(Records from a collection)
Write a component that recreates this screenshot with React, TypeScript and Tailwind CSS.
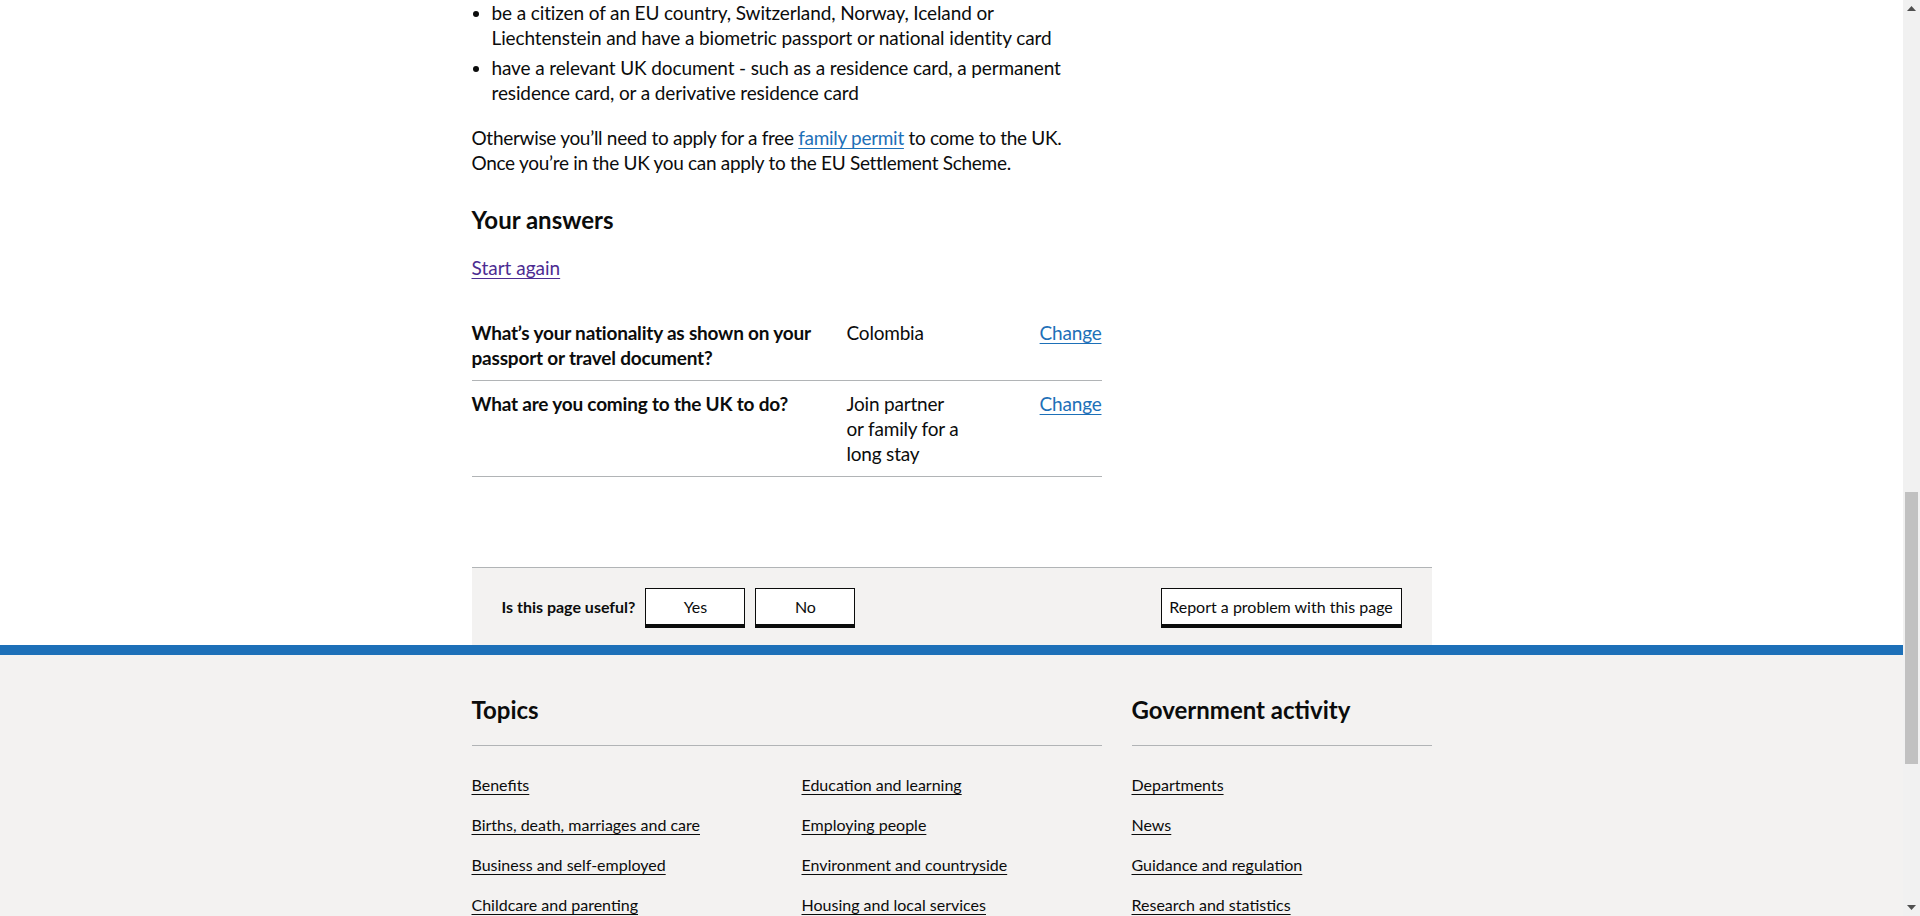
import { ReactNode } from "react";

const font = { fontFamily: "Lato, 'Liberation Sans', sans-serif" };

function TopicLink({ children }: { children: ReactNode }) {
  return (
    <li className="mb-[15px] leading-[25px]">
      <a href="#" className="text-[16px] text-[#0b0c0c] underline decoration-1 underline-offset-[3px]">
        {children}
      </a>
    </li>
  );
}

function FeedbackButton({ text, width }: { text: string; width: string }) {
  return (
    <button
      className={`${width} h-[37px] border border-[#0b0c0c] bg-white text-[16px] text-[#0b0c0c] shadow-[0_3px_0_#0b0c0c]`}
    >
      {text}
    </button>
  );
}

function Scrollbar() {
  return (
    <div className="flex w-[17px] shrink-0 flex-col bg-[#f1f1f1]">
      <div className="flex h-[17px] items-center justify-center">
        <svg width="9" height="5" viewBox="0 0 9 5">
          <path d="M0 5 L4.5 0 L9 5 Z" fill="#505050" />
        </svg>
      </div>
      <div className="flex-1">
        <div className="mx-auto mt-[475px] h-[272px] w-[13px] bg-[#c1c1c1]" />
      </div>
      <div className="flex h-[17px] items-center justify-center">
        <svg width="9" height="5" viewBox="0 0 9 5">
          <path d="M0 0 L9 0 L4.5 5 Z" fill="#505050" />
        </svg>
      </div>
    </div>
  );
}

export default function App() {
  return (
    <div className="flex h-[916px] overflow-hidden bg-white text-[#0b0c0c]" style={font}>
      <div className="flex min-w-0 flex-1 flex-col">
        <main className="mx-auto w-[960px]">
          <div className="w-[630px]">
            <ul className="mb-[20px] list-disc pl-[20px] text-[19px] leading-[25px] tracking-[-0.12px]">
              <li className="mb-[5px]">
                be a citizen of an EU country, Switzerland, Norway, Iceland or Liechtenstein and have a
                biometric passport or national identity card
              </li>
              <li>
                have a relevant UK document - such as a residence card, a permanent residence card, or a
                derivative residence card
              </li>
            </ul>
            <p className="text-[19px] leading-[25px] tracking-[-0.3px]">
              Otherwise you’ll need to apply for a free{" "}
              <a href="#" className="text-[#1d70b8] underline decoration-1 underline-offset-[3px]">
                family permit
              </a>{" "}
              to come to the UK. Once you’re in the UK you can apply to the EU Settlement Scheme.
            </p>
            <h2 className="mt-[30px] text-[24px] font-bold leading-[30px]">Your answers</h2>
            <p className="mt-[20px] text-[19px] leading-[25px]">
              <a href="#" className="text-[#4c2c92] underline decoration-1 underline-offset-[3px]">
                Start again
              </a>
            </p>
            <dl className="mt-[30px] text-[19px] leading-[25px] tracking-[-0.2px]">
              <div className="flex border-b border-[#b1b4b6] py-[10px]">
                <dt className="w-[375px] pr-[20px] font-bold">
                  What’s your nationality as shown on your passport or travel document?
                </dt>
                <dd className="w-[130px] pr-[15px]">Colombia</dd>
                <dd className="flex-1 text-right">
                  <a href="#" className="text-[#1d70b8] underline decoration-1 underline-offset-[3px]">
                    Change
                  </a>
                </dd>
              </div>
              <div className="flex border-b border-[#b1b4b6] py-[10px]">
                <dt className="w-[375px] pr-[20px] font-bold">What are you coming to the UK to do?</dt>
                <dd className="w-[130px] pr-[15px]">Join partner or family for a long stay</dd>
                <dd className="flex-1 text-right">
                  <a href="#" className="text-[#1d70b8] underline decoration-1 underline-offset-[3px]">
                    Change
                  </a>
                </dd>
              </div>
            </dl>
          </div>

          <div className="mt-[90px] flex items-start justify-between border-t border-[#b1b4b6] bg-[#f3f2f1] px-[30px] pb-[20px] pt-[20px]">
            <div className="flex items-center gap-[10px]">
              <span className="text-[16px] font-bold">Is this page useful?</span>
              <FeedbackButton text="Yes" width="w-[100px]" />
              <FeedbackButton text="No" width="w-[100px]" />
            </div>
            <FeedbackButton text="Report a problem with this page" width="w-[241px]" />
          </div>
        </main>

        <div className="h-[10px] shrink-0 bg-[#1d70b8]" />

        <footer className="flex-1 bg-[#f3f2f1]">
          <div className="mx-auto flex w-[960px] gap-[30px] pt-[40px]">
            <div className="w-[630px]">
              <h2 className="border-b border-[#b1b4b6] pb-[20px] text-[24px] font-bold leading-[30px]">Topics</h2>
              <ul className="mt-[26px] grid grid-cols-2 gap-x-[30px]">
                <div>
                  <TopicLink>Benefits</TopicLink>
                  <TopicLink>Births, death, marriages and care</TopicLink>
                  <TopicLink>Business and self-employed</TopicLink>
                  <TopicLink>Childcare and parenting</TopicLink>
                </div>
                <div>
                  <TopicLink>Education and learning</TopicLink>
                  <TopicLink>Employing people</TopicLink>
                  <TopicLink>Environment and countryside</TopicLink>
                  <TopicLink>Housing and local services</TopicLink>
                </div>
              </ul>
            </div>
            <div className="w-[300px]">
              <h2 className="border-b border-[#b1b4b6] pb-[20px] text-[24px] font-bold leading-[30px]">
                Government activity
              </h2>
              <ul className="mt-[26px]">
                <TopicLink>Departments</TopicLink>
                <TopicLink>News</TopicLink>
                <TopicLink>Guidance and regulation</TopicLink>
                <TopicLink>Research and statistics</TopicLink>
              </ul>
            </div>
          </div>
        </footer>
      </div>
      <Scrollbar />
    </div>
  );
}
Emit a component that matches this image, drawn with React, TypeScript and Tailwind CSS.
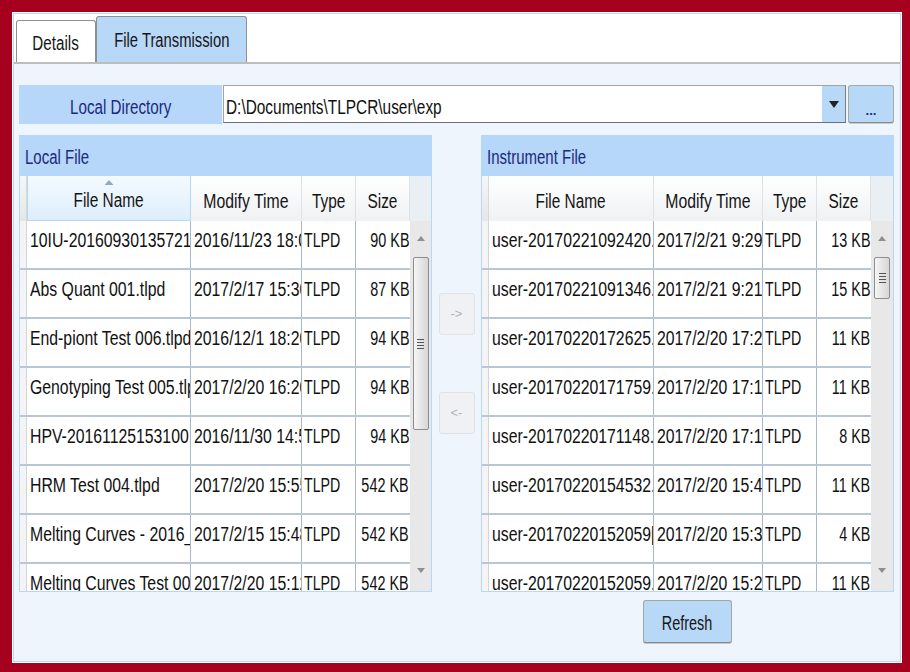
import React from 'react'

type Row = { name: string; time: string; type: string; size: string }

const localRows: Row[] = [
  { name: '10IU-20160930135721.tlpd', time: '2016/11/23 18:05', type: 'TLPD', size: '90 KB' },
  { name: 'Abs Quant 001.tlpd', time: '2017/2/17 15:30', type: 'TLPD', size: '87 KB' },
  { name: 'End-piont Test 006.tlpd', time: '2016/12/1 18:20', type: 'TLPD', size: '94 KB' },
  { name: 'Genotyping Test 005.tlpd', time: '2017/2/20 16:20', type: 'TLPD', size: '94 KB' },
  { name: 'HPV-20161125153100.tlpd', time: '2016/11/30 14:52', type: 'TLPD', size: '94 KB' },
  { name: 'HRM Test 004.tlpd', time: '2017/2/20 15:55', type: 'TLPD', size: '542 KB' },
  { name: 'Melting Curves - 2016_11.tlpd', time: '2017/2/15 15:48', type: 'TLPD', size: '542 KB' },
  { name: 'Melting Curves Test 003.tlpd', time: '2017/2/20 15:12', type: 'TLPD', size: '542 KB' }
]

const instrumentRows: Row[] = [
  { name: 'user-20170221092420.tlpd', time: '2017/2/21 9:29', type: 'TLPD', size: '13 KB' },
  { name: 'user-20170221091346.tlpd', time: '2017/2/21 9:21', type: 'TLPD', size: '15 KB' },
  { name: 'user-20170220172625.tlpd', time: '2017/2/20 17:26', type: 'TLPD', size: '11 KB' },
  { name: 'user-20170220171759.tlpd', time: '2017/2/20 17:17', type: 'TLPD', size: '11 KB' },
  { name: 'user-20170220171148.tlpd', time: '2017/2/20 17:11', type: 'TLPD', size: '8 KB' },
  { name: 'user-20170220154532.tlpd', time: '2017/2/20 15:45', type: 'TLPD', size: '11 KB' },
  { name: 'user-20170220152059[1].tlpd', time: '2017/2/20 15:31', type: 'TLPD', size: '4 KB' },
  { name: 'user-20170220152059.tlpd', time: '2017/2/20 15:20', type: 'TLPD', size: '11 KB' }
]

// the UI font is a tall, narrow one; squeeze Liberation Sans to match it
const origins = {
  left: 'origin-left',
  center: 'origin-center',
  right: 'origin-right'
}

const T: React.FC<{ children: React.ReactNode; o?: 'left' | 'center' | 'right'; s?: string }> = ({
  children,
  o = 'left',
  s = 'scale-x-[0.79]'
}) => <span className={`inline-block whitespace-nowrap ${origins[o]} ${s}`}>{children}</span>

interface GridProps {
  title: string
  rows: Row[]
  nameW: string
  timeW: string
  sorted?: boolean
  thumbH: string
}

const ArrowUp = () => (
  <svg width="8" height="5" viewBox="0 0 8 5">
    <path d="M0 5 L4 0 L8 5 Z" fill="#8f8f8f" />
  </svg>
)

const ArrowDown = () => (
  <svg width="8" height="5" viewBox="0 0 8 5">
    <path d="M0 0 L8 0 L4 5 Z" fill="#8f8f8f" />
  </svg>
)

const ScrollBar: React.FC<{ thumbH: string }> = ({ thumbH }) => (
  <div className="flex-1 bg-[#e8e8e8] flex flex-col items-center">
    <div className="mt-[15px]">
      <ArrowUp />
    </div>
    <div
      className={`mt-[16px] w-[16px] ${thumbH} rounded-[2px] border border-[#8d8d8d] bg-linear-to-r from-[#f6f6f6] to-[#d6d6d6] flex flex-col items-center justify-center gap-[2px]`}
    >
      <div className="w-[7px] h-px bg-[#555]" />
      <div className="w-[7px] h-px bg-[#555]" />
      <div className="w-[7px] h-px bg-[#555]" />
      <div className="w-[7px] h-px bg-[#555]" />
    </div>
    <div className="flex-1" />
    <div className="mb-[18px]">
      <ArrowDown />
    </div>
  </div>
)

const FileGrid: React.FC<GridProps> = ({ title, rows, nameW, timeW, sorted, thumbH }) => {
  return (
    <div className="w-[413px] h-[457px] flex flex-col">
      <div className="h-[41px] bg-[#b6d6fa] flex items-center pl-[6px] pt-[2px] text-[20px] text-[#1c2a7c]">
        <T s="scale-x-[0.75]">{title}</T>
      </div>
      <div className="flex-1 min-h-0 flex flex-col border-x border-b border-[#b6d6fa] bg-white">
        {/* column headers */}
        <div className="h-[45px] flex text-[20px] text-[#141414]">
          <div className="w-[7px] bg-linear-to-b from-[#f7f7f7] to-[#e6e6e6] border-r border-[#d3d9df]" />
          <div
            className={`${nameW} relative flex items-center justify-center pt-[4px] border-r ${
              sorted
                ? 'bg-linear-to-b from-[#f4fafe] to-[#ddeefb] border-[#b5d9f3] border-l border-b'
                : 'bg-linear-to-b from-white to-[#eff1f3] border-[#dde2e7]'
            }`}
          >
            {sorted && (
              <svg className="absolute top-[4px] left-1/2 -translate-x-1/2" width="9" height="5" viewBox="0 0 9 5">
                <path d="M0 5 L4.5 0 L9 5 Z" fill="#97aabd" />
              </svg>
            )}
            <T o="center" s="scale-x-[0.77]">File Name</T>
          </div>
          <div className={`${timeW} flex items-center justify-center pt-[4px] border-r border-[#dde2e7] bg-linear-to-b from-white to-[#eff1f3]`}>
            <T o="center" s="scale-x-[0.79]">Modify Time</T>
          </div>
          <div className="w-[54px] flex items-center justify-center pt-[4px] border-r border-[#dde2e7] bg-linear-to-b from-white to-[#eff1f3]">
            <T o="center" s="scale-x-[0.77]">Type</T>
          </div>
          <div className="w-[54px] flex items-center justify-center pt-[4px] border-r border-[#dde2e7] bg-linear-to-b from-white to-[#eff1f3]">
            <T o="center" s="scale-x-[0.77]">Size</T>
          </div>
          <div className="flex-1 bg-[#eaeff4]" />
        </div>

        {/* rows */}
        <div className="flex-1 min-h-0 flex">
          <div className="overflow-hidden flex flex-col text-[20px] leading-[20px] text-[#111]">
            {rows.map((r, i) => (
              <div key={i} className="h-[49px] shrink-0 flex border-b-2 border-[#b9c6d5]">
                <div className="w-[7px] bg-[#f4f4f4] border-r border-[#cfd6de]" />
                <div className={`${nameW} pl-[3px] pt-[9px] overflow-hidden border-r border-[#a9b8c9]`}>
                  <T>{r.name}</T>
                </div>
                <div className={`${timeW} pl-[3px] pt-[9px] overflow-hidden border-r border-[#a9b8c9]`}>
                  <T>{r.time}</T>
                </div>
                <div className="w-[54px] pl-[2px] pt-[9px] overflow-hidden border-r border-[#a9b8c9]">
                  <T s="scale-x-[0.71]">{r.type}</T>
                </div>
                <div className="w-[54px] pr-px pt-[9px] overflow-hidden flex justify-end items-start">
                  <T o="right" s="scale-x-[0.72]">{r.size}</T>
                </div>
              </div>
            ))}
          </div>
          <ScrollBar thumbH={thumbH} />
        </div>
      </div>
    </div>
  )
}

const MoveButton: React.FC<{ label: string; className?: string }> = ({ label, className }) => (
  <div
    className={`w-[36px] h-[42px] rounded-[3px] border border-[#dfe3e8] bg-[#eff1f4] flex items-center justify-center text-[13px] text-[#b3b3b3] ${className ?? ''}`}
  >
    {label}
  </div>
)

export default function App() {
  return (
    <div className="w-[910px] h-[672px] bg-[#a6001f] pl-[12px] pt-[12px] pr-[8px] pb-[9px] font-['Liberation_Sans',Arial,sans-serif]">
      <div className="h-full bg-white p-px">
        <div className="h-full flex flex-col border border-[#bcd8f6]">
          {/* tab strip */}
          <div className="h-[50px] shrink-0 bg-white border-b-2 border-[#bdbdbd] flex items-end pl-[2px] text-[20px] text-[#161616]">
            <div className="w-[80px] h-[42px] bg-white border border-b-0 border-[#8f8f8f] rounded-t-[3px] flex items-center justify-center pt-[3px]">
              <T o="center" s="scale-x-[0.76]">Details</T>
            </div>
            <div className="w-[151px] h-[46px] bg-[#b8d8f8] border border-b-0 border-[#8f8f8f] rounded-t-[3px] flex items-center justify-center">
              <T o="center" s="scale-x-[0.74]">File Transmission</T>
            </div>
          </div>

          {/* content */}
          <div className="flex-1 bg-[#eef5fd] pl-[5px] pr-[6px] pt-[21px]">
            {/* local directory */}
            <div className="flex h-[39px]">
              <div className="w-[203px] bg-[#b6d6fa] flex items-center justify-center pt-[4px] text-[20px] text-[#1c2a7c]">
                <T o="center" s="scale-x-[0.76]">Local Directory</T>
              </div>
              <div className="ml-px w-[623px] h-[38px] bg-white border border-[#a3a3a3] border-b-[#6f6f6f] border-r-[#7a7a7a] flex items-stretch">
                <div className="flex-1 pl-[2px] pt-[11px] text-[20px] leading-[20px] text-[#111]">
                  <T s="scale-x-[0.77]">{'D:\\Documents\\TLPCR\\user\\exp'}</T>
                </div>
                <div className="w-[23px] bg-[#b8d8f8] flex items-center justify-center">
                  <svg width="10" height="7" viewBox="0 0 10 7">
                    <path d="M0 0 L10 0 L5 7 Z" fill="#222" />
                  </svg>
                </div>
              </div>
              <div className="ml-[2px] w-[46px] h-[38px] rounded-[3px] bg-[#b8d8f8] border border-[#a8a8a8] border-b-[#8a8a8a] shadow-[0_1px_0_#c9c9c9] flex items-end justify-center pb-[5px] text-[13px] font-bold leading-none text-[#1c2a7c]">
                ...
              </div>
            </div>

            {/* file panels */}
            <div className="flex mt-[11px]">
              <FileGrid
                title="Local File"
                rows={localRows}
                nameW="w-[164px]"
                timeW="w-[111px]"
                sorted
                thumbH="h-[173px]"
              />
              <div className="w-[49px] flex flex-col items-center pt-[158px]">
                <MoveButton label="->" />
                <MoveButton label="<-" className="mt-[57px]" />
              </div>
              <FileGrid
                title="Instrument File"
                rows={instrumentRows}
                nameW="w-[165px]"
                timeW="w-[109px]"
                thumbH="h-[42px]"
              />
            </div>

            {/* refresh */}
            <div className="flex justify-end mt-[8px]">
              <div className="w-[413px] flex justify-center">
                <div className="w-[89px] h-[43px] rounded-[3px] bg-[#b8d8f8] border border-[#a5a5a5] border-b-[#8a8a8a] shadow-[0_1px_0_#c4c4c4] flex items-center justify-center pt-[2px] text-[20px] text-[#161616]">
                  <T o="center" s="scale-x-[0.72]">Refresh</T>
                </div>
              </div>
            </div>
          </div>
        </div>
      </div>
    </div>
  )
}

● **Written exercise**
Report only how many lines in the entries contain "that".

● **Reply**
2